Local minimums and maximums of function of three variables

Question

I got such function: $f(x_1, x_2, x_3) = x_1 x_2 x_3(4-x_1-x_2-x_3)$ I need to find all local minimums and maximums of this function. I calculated partial derivatives and I got that the only points where extremums of this function can be located are: $(1,1,1)$, $(0,0,a)$, $(0, a, 0)$, $(a, 0, 0)$, where $a$ is real. I don't know how to deal with this $a$, when calculating this matrix for determining if an extremum is a minimum/maximum. How to deal with it? Can someone show please?

Answer 1

So the function is $$ f(x,y,z) = 4xyz - x^2yz - xy^2z - xyz^2 $$ so $$ \nabla f = \begin{pmatrix} 4yz - 2xyz - y^2z - yz^2\\ 4xz - 2xyz - x^2z - xz^2\\ 4xy - 2xyz - xy^2 - x^2y \end{pmatrix} = \begin{pmatrix} yz(4 - 2x - y - z)\\ xz(4 - 2y - x - z)\\ xy(4 - 2z - y - x) \end{pmatrix} $$ and we must solve $\nabla f = \vec{0}$. The first equation yields 3 cases:

Case I $x \ne 0, y \ne 0, z \ne 0$

Then, $$ \begin{pmatrix} 2x + y + z = 4\\ 2y + x + z = 4\\ 2z + y + x = 4 \end{pmatrix} $$

so $x=y=z=1$.

Case II $y=0$

The only meaningful equation is then the second one, which reduces to $xz(4-x-z)=0$. So we get $(0,0,a), (a,0,0), (4-a,0,a)$ for any real $a$.

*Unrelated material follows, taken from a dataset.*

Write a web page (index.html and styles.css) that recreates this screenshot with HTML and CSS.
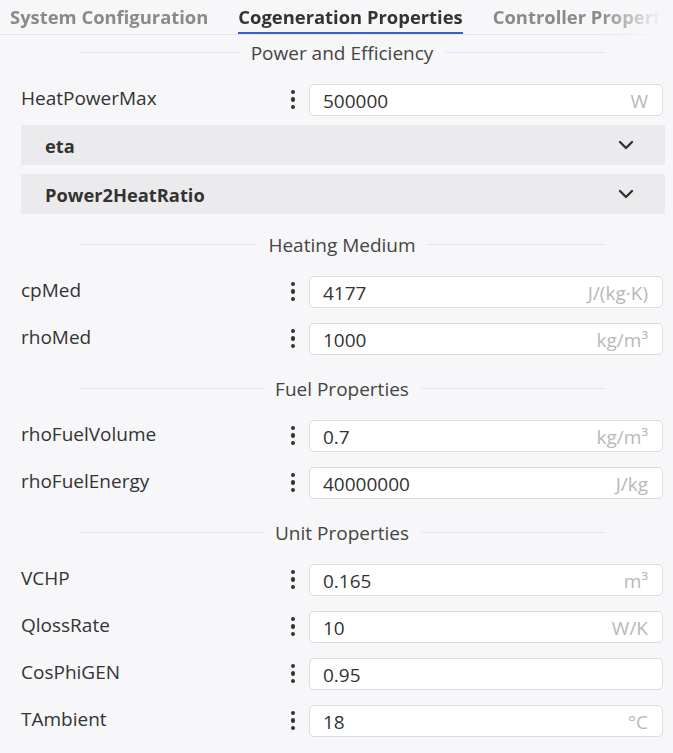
FILE: index.html
```html
<!DOCTYPE html>
<html>
<head>
<meta charset="utf-8">
<link rel="stylesheet" href="styles.css">
</head>
<body>
<div class="panel">
  <div class="tabs">
    <div class="tab">System Configuration</div>
    <div class="tab active">Cogeneration Properties</div>
    <div class="tab">Controller Properties</div>
  </div>
  <div class="content">
    <div class="section first">
      <div class="sec-head"><span class="line"></span><span class="sec-title">Power and Efficiency</span><span class="line"></span></div>
      <div class="row"><div class="label">HeatPowerMax</div><div class="kebab"><i></i><i></i><i></i></div><div class="input"><span class="val">500000</span><span class="unit">W</span></div></div>
      <div class="group"><span class="gtitle">eta</span><svg class="chev" width="16" height="10" viewBox="0 0 16 10"><path d="M2 2 L8 8 L14 2" fill="none" stroke="#333" stroke-width="2.4" stroke-linecap="round" stroke-linejoin="round"/></svg></div>
      <div class="group"><span class="gtitle">Power2HeatRatio</span><svg class="chev" width="16" height="10" viewBox="0 0 16 10"><path d="M2 2 L8 8 L14 2" fill="none" stroke="#333" stroke-width="2.4" stroke-linecap="round" stroke-linejoin="round"/></svg></div>
    </div>
    <div class="section">
      <div class="sec-head"><span class="line"></span><span class="sec-title">Heating Medium</span><span class="line"></span></div>
      <div class="row"><div class="label">cpMed</div><div class="kebab"><i></i><i></i><i></i></div><div class="input"><span class="val">4177</span><span class="unit">J/(kg·K)</span></div></div>
      <div class="row"><div class="label">rhoMed</div><div class="kebab"><i></i><i></i><i></i></div><div class="input"><span class="val">1000</span><span class="unit">kg/m³</span></div></div>
    </div>
    <div class="section">
      <div class="sec-head"><span class="line"></span><span class="sec-title">Fuel Properties</span><span class="line"></span></div>
      <div class="row"><div class="label">rhoFuelVolume</div><div class="kebab"><i></i><i></i><i></i></div><div class="input"><span class="val">0.7</span><span class="unit">kg/m³</span></div></div>
      <div class="row"><div class="label">rhoFuelEnergy</div><div class="kebab"><i></i><i></i><i></i></div><div class="input"><span class="val">40000000</span><span class="unit">J/kg</span></div></div>
    </div>
    <div class="section">
      <div class="sec-head"><span class="line"></span><span class="sec-title">Unit Properties</span><span class="line"></span></div>
      <div class="row"><div class="label">VCHP</div><div class="kebab"><i></i><i></i><i></i></div><div class="input"><span class="val">0.165</span><span class="unit">m³</span></div></div>
      <div class="row"><div class="label">QlossRate</div><div class="kebab"><i></i><i></i><i></i></div><div class="input"><span class="val">10</span><span class="unit">W/K</span></div></div>
      <div class="row"><div class="label">CosPhiGEN</div><div class="kebab"><i></i><i></i><i></i></div><div class="input"><span class="val">0.95</span><span class="unit"></span></div></div>
      <div class="row"><div class="label">TAmbient</div><div class="kebab"><i></i><i></i><i></i></div><div class="input"><span class="val">18</span><span class="unit">°C</span></div></div>
    </div>
  </div>
</div>
</body>
</html>
```
FILE: styles.css
```css
html, body {
  margin: 0;
  padding: 0;
  background: #f7f7f9;
}
body {
  font-family: "Open Sans", "Noto Sans", sans-serif;
  color: #333;
  width: 673px;
  height: 753px;
  overflow: hidden;
}
.panel {
  width: 665px;
}
.tabs {
  display: flex;
  gap: 30px;
  padding-left: 10px;
  height: 35px;
  box-sizing: border-box;
  border-bottom: 1px solid #e6e6e8;
  overflow: hidden;
  white-space: nowrap;
  -webkit-mask-image: linear-gradient(to right, #000 0, #000 600px, transparent 662px);
  mask-image: linear-gradient(to right, #000 0, #000 600px, transparent 662px);
}
.tab {
  font-size: 18.4px;
  font-weight: 700;
  color: #8a8a8a;
  line-height: 33px;
  height: 35px;
  box-sizing: border-box;
  flex: none;
}
.tab.active {
  color: #333;
  border-bottom: 3px solid #3c5fc4;
  line-height: 33px;
}
.content {
  padding-left: 21px;
}
.section {
  margin-top: 9px;
}
.section.first {
  margin-top: 0;
  padding-bottom: 4px;
}
.sec-head {
  display: flex;
  align-items: center;
  height: 41px;
  padding-bottom: 6px;
  box-sizing: border-box;
  margin: 0 61px 0 59px;
}
.line {
  flex: 1;
  height: 1px;
  background: #e4e4e6;
}
.sec-title {
  font-size: 19px;
  color: #444;
  padding: 0 12px;
}
.row {
  display: flex;
  align-items: center;
  height: 47px;
}
.label {
  flex: 1;
  font-size: 19px;
  color: #333;
  padding-bottom: 3px;
}
.kebab {
  width: 20px;
  margin-right: 6px;
  display: flex;
  flex-direction: column;
  align-items: center;
  gap: 3px;
}
.kebab i {
  display: block;
  width: 4.5px;
  height: 4.5px;
  border-radius: 50%;
  background: #333;
}
.input {
  width: 354px;
  height: 32px;
  box-sizing: border-box;
  margin-right: 2px;
  border: 1px solid #dcdcde;
  border-radius: 5px;
  background: #fff;
  display: flex;
  align-items: center;
  justify-content: space-between;
  padding: 2px 14px 0 13px;
  font-size: 19px;
}
.val {
  color: #333;
}
.unit {
  color: #b8b8b8;
}
.group {
  height: 40px;
  margin-top: 2px;
  background: #ebebed;
  display: flex;
  align-items: center;
  justify-content: space-between;
  padding: 0 31px 0 24px;
}
.group + .group {
  margin-top: 9px;
}
.gtitle {
  font-size: 18.3px;
  font-weight: 700;
  color: #333;
}
.chev {
  display: block;
}
```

All other symmetric cases to the ones we dealt with (which have zeros for one or more of the variables), so you get (1,1,1) and 6 families of solutions: $(a,0,0), (0,a,0), (0,0,a), (4-a,0,a), (0,4-a,a), (a,4-a,0)$.

Plug these back into $f$ to get 0 for all of them except $f(1,1,1)=1$. To classify these, as real minima or saddle points, you can use the 2nd derivative tests. So you possibly have an uncountable infinity of minima which all result in 0 value, and one maximum with value of 1.

Note that the absolute minimum of this surface occurs as $-\infty$, so the minima candidates are only local, not absolute.